How Many Years Should You Keep Income Tax Records? Taxpayers Must Know

PBC Proposals

Keeping proper tax records is not just good practice—it is a legal requirement in Pakistan. Many taxpayers are unaware of how long they must retain documents, which can lead to serious issues during audits or investigations by the Federal Board of Revenue (FBR).

For tax year 2026, Section 174 of the Income Tax Ordinance, 2001 clearly defines the rules for record retention. This guide explains what records to keep, for how long, and why it matters.

📁 What Tax Records Must Be Maintained?

Under Section 174(1), every taxpayer must maintain in Pakistan:

• Books of accounts

• Invoices and receipts

• Bank statements

• Contracts and agreements

• Any documents supporting income, expenses, assets, or liabilities

These records must be available in a prescribed manner unless the Commissioner authorizes otherwise.

Why Proper Records Are Critical

According to Section 174(2):

👉 If you cannot produce evidence (such as receipts or documents) to support a deduction claim, the Commissioner may disallow or reduce that deduction.

This means:

• Your tax liability can increase

• Penalties or additional tax may be imposed

How Long Should You Keep Tax Records?

✅ Standard Rule

Taxpayers must retain all required records for:

🕒 Six (6) years after the end of the relevant tax year

🏛 What If a Case or Audit Is Ongoing?

If any proceeding is pending, records must be kept until the final decision, even if six years have already passed.

“Pending proceedings” include:

• Assessment or amended assessment

• Appeals and revisions

• References or petitions

• Prosecution cases

• Proceedings before an Alternative Dispute Resolution Committee (ADRC)

🚨 Special Rule for Undisclosed Income (Section 111)

The six-year limitation does NOT apply to records related to:

• Undisclosed income

• Unexplained assets or expenses

• Transactions falling under Section 111(2)(ii)

👉 These records may be required without any time limit.

🧮 What Does “Deduction” Mean?

For clarity, Section 174(4) defines “deduction” as any amount debited to:

• Trading account

• Manufacturing account

• Profit and loss account

• Receipts and expenses account

If you claim it, you must prove it.

💻 Electronic Tax Registers (ETR)

Under Section 174(5), the Commissioner may require certain taxpayers to:

• Install and use an Electronic Tax Register (ETR)

• Store and provide transaction-level data electronically

This is especially relevant for businesses and retailers.

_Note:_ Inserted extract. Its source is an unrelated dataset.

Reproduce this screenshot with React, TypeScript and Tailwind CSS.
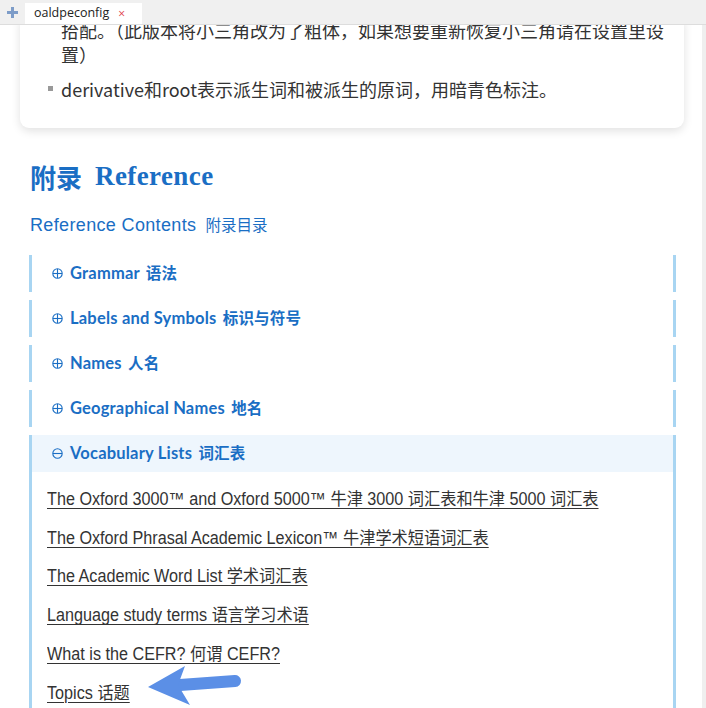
import React from "react";

const CJK = '"Noto Sans CJK SC", sans-serif';

const sections = [
  { en: "Grammar", zh: "语法" },
  { en: "Labels and Symbols", zh: "标识与符号" },
  { en: "Names", zh: "人名" },
  { en: "Geographical Names", zh: "地名" },
];

const vocabLinks = [
  "The Oxford 3000™ and Oxford 5000™ 牛津 3000 词汇表和牛津 5000 词汇表",
  "The Oxford Phrasal Academic Lexicon™ 牛津学术短语词汇表",
  "The Academic Word List 学术词汇表",
  "Language study terms 语言学习术语",
  "What is the CEFR? 何谓 CEFR? ",
  "Topics 话题",
];

function PlusCircle({ minus }: { minus?: boolean }) {
  return (
    <svg width="11" height="11" viewBox="0 0 11 11" className="shrink-0">
      <circle cx="5.5" cy="5.5" r="4.7" fill="none" stroke="#1a6ec4" strokeWidth="1.1" />
      <line x1="1" y1="5.5" x2="10" y2="5.5" stroke="#1a6ec4" strokeWidth="1.1" />
      {!minus && <line x1="5.5" y1="1" x2="5.5" y2="10" stroke="#1a6ec4" strokeWidth="1.1" />}
    </svg>
  );
}

function SectionHeader({ en, zh, open }: { en: string; zh: string; open?: boolean }) {
  return (
    <div
      className={`flex items-center gap-[7px] h-[37px] pl-[20px] ${open ? "bg-[#eef6fd]" : ""}`}
    >
      <PlusCircle minus={open} />
      <span
        className="text-[16.5px] font-bold text-[#1a6ec4] tracking-[0.2px]"
        style={{ fontFamily: `Lato, ${CJK}` }}
      >
        {en} <span className="ml-[2px] text-[15.5px]">{zh}</span>
      </span>
    </div>
  );
}

export default function App() {
  return (
    <div className="w-[706px] h-[708px] overflow-hidden bg-white flex flex-col">
      {/* tab strip */}
      <div className="h-[25px] shrink-0 bg-[#f0f0f0] border-b border-[#dddddd] flex items-end">
        <div className="w-[25px] h-full flex items-center justify-center pt-[1px]">
          <svg width="11" height="11" viewBox="0 0 11 11">
            <rect x="4" y="0" width="3" height="11" fill="#7d9cc8" />
            <rect x="0" y="4" width="11" height="3" fill="#7d9cc8" />
          </svg>
        </div>
        <div
          className="h-[21px] w-[117px] bg-white flex items-center pl-[9px] text-[12.5px] text-[#222]"
          style={{ fontFamily: '"Open Sans", sans-serif' }}
        >
          <span>oaldpeconfig</span>
          <span className="ml-[9px] text-[12px] text-[#e0404a] leading-none">×</span>
        </div>
      </div>

      <div className="flex-1 flex min-h-0">
        <div className="flex-1 overflow-hidden relative">
          {/* notes card, scrolled partly out of view */}
          <div
            className="-mt-[7px] ml-[20px] mr-[18px] rounded-b-[9px] bg-white shadow-[0_3px_10px_rgba(0,0,0,0.12)] pl-[41px] pr-[20px] pb-[27px] text-[18px] leading-[24px] text-[#333]"
            style={{ fontFamily: CJK }}
          >
            <p>拾配。（此版本将小三角改为了粗体，如果想要重新恢复小三角请在设置里设置）</p>
            <div className="relative mt-[11px]">
              <span className="absolute -left-[13px] top-[9px] w-[5px] h-[5px] bg-[#999]" />
              derivative和root表示派生词和被派生的原词，用暗青色标注。
            </div>
          </div>

          {/* reference heading */}
          <h1 className="mt-[30px] ml-[30px] h-[36px] flex items-center text-[#1a6ec4] font-bold">
            <span className="text-[26px]" style={{ fontFamily: CJK }}>附录</span>
            <span
              className="ml-[13px] text-[27px] tracking-[0.4px]"
              style={{ fontFamily: '"Liberation Serif", serif' }}
            >
              Reference
            </span>
          </h1>

          <div className="mt-[19px] ml-[30px] h-[24px] flex items-center text-[#1a6ec4]">
            <span
              className="text-[18px] tracking-[0.35px]"
              style={{ fontFamily: '"Liberation Sans", sans-serif' }}
            >
              Reference Contents
            </span>
            <span className="ml-[9px] text-[15.5px]" style={{ fontFamily: CJK }}>附录目录</span>
          </div>

          {/* accordion */}
          <div className="mt-[18px] ml-[29px] mr-[26px] flex flex-col gap-[8px]">
            {sections.map((s) => (
              <div key={s.en} className="border-x-[3px] border-[#a8d5f2]">
                <SectionHeader en={s.en} zh={s.zh} />
              </div>
            ))}
            <div className="border-x-[3px] border-[#a8d5f2] pb-[20px]">
              <SectionHeader en="Vocabulary Lists" zh="词汇表" open />
              <div className="pl-[15px] pt-[15px] flex flex-col gap-[14.8px]">
                {vocabLinks.map((t) => (
                  <div key={t} className="h-[24px] flex items-center">
                    <a
                      href="#"
                      className="inline-block origin-left scale-x-[0.925] text-[17.5px] text-[#333] underline underline-offset-[3px] decoration-[1px] whitespace-nowrap"
                      style={{ fontFamily: `"Liberation Sans Narrow", "Liberation Sans", ${CJK}` }}
                    >
                      {t}
                    </a>
                  </div>
                ))}
              </div>
            </div>
          </div>

          {/* pointer arrow */}
          <svg
            className="absolute left-[140px] top-[637px]"
            width="110"
            height="50"
            viewBox="0 0 110 50"
          >
            <line x1="95" y1="19" x2="40" y2="23" stroke="#5b8fe6" strokeWidth="12" strokeLinecap="round" />
            <polygon points="8,25 45,4 38,23 50,43" fill="#5b8fe6" />
          </svg>
        </div>
        <div className="w-[4px] shrink-0 bg-[#efefef]" />
      </div>
    </div>
  );
}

Key Takeaways for Taxpayers (2026)

• 📌 Keep tax records for at least 6 years

• ⚖ Retain records longer if any case is pending

• 🚫 No time limit for undisclosed income records

• 📉 Missing documents can lead to disallowed deductions

• 💡 Electronic record-keeping may be mandatory

🧠 Final Thought

Proper record retention protects you during audits, appeals, and assessments. If you are unsure whether a document should be kept, keep it—it’s always safer to retain records longer than required.

Staying compliant with Section 174 ensures peace of mind and smooth dealings with the FBR in tax year 2026 and beyond.

📌 Disclaimer

This article is for general informational purposes only and does not constitute tax, legal, or professional advice. Tax laws and their interpretation may change, and individual circumstances can vary. Readers are advised to consult a qualified tax professional or FBR guidelines before making any tax-related decisions.